Delft is one of those classic train station communities: a small compact town centered about a train station where everything is within walking or bicycling distance. Yet, many of the buildings are 400 years old! Most streets in the center are peds/bikes only or restricted to deliveries.
Now we are in Amsterdam, the capital of Netherlands. It is refreshing to be in a city where people are not forced to be subservient to automobiles. One can cross the arterial or street anywhere one desires! Dangerous? No, and let me explain why.
A typical arterial [major street] here is comprised of two lanes for streetcars, two lanes for automobiles, two bike lanes and wide sidewalks. The streetcars come "only" once every two minutes or so in downtown, about every five minutes in the suburbs. This means there is a long enough gap between streetcars to cross. The automobile lanes only have to be crossed one lane at a time so crossing is easy. And, there's just two of them.
In the USA, this arterial would typically be six lanes of car traffic that is moving about twice as fast as here. And, the six lanes have to be crossed all at once! Where there is a center island, traffic engineers are now deliberately making it difficult for pedestrians to stand there by placing mounds or rocks in a futile attempt to eliminate pedestrians - but this increases the danger! Traffic engineers in the USA also seem to have no regard for the pedestrians' travel time - making them detour to an intersection (even prohibiting crossing at some intersections), and often eliminating a crosswalk so the pedestrian must cross three times instead of once! Even after reaching the side of the road one needs to be on, one must continue dodging cars while walking through large parking lots.
Most streets in Amsterdam have just one lane for automobiles. They are one way for cars, but two way for bicycles. On most of these streets, cars have to pull aside when meeting a bicyclist. If there's room, there's a bike lane for the opposing direction. Crossing by pedestrians is easy, and the cars go slowly (about 15 mph).
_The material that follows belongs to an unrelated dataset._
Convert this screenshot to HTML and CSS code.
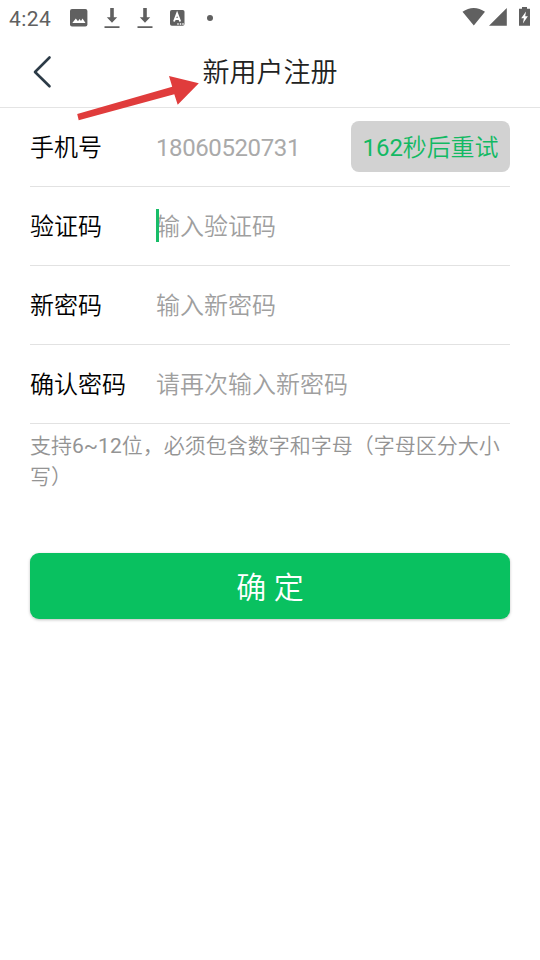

There is also an entire network of pedestrian-only streets. Typically, the bottom floors are stores and the upper floors are residences. The shops are well-patronized. There's no boring parking lot to walk through to get to stores, they don't exist!
There are other street configurations such as bike/ped/streetcar, so no automobiles. One variant of this, where there isn't room for two tracks, is to have the trams share one track. The turnouts are on the bridges over the canals, where they can pass each other. This is also where the stations are.
Amsterdam was fun (however, the Dutch food is quite bad) and tomorrow we'll leave for Belgium (one of the best cuisines in Europe). Trains leave hourly.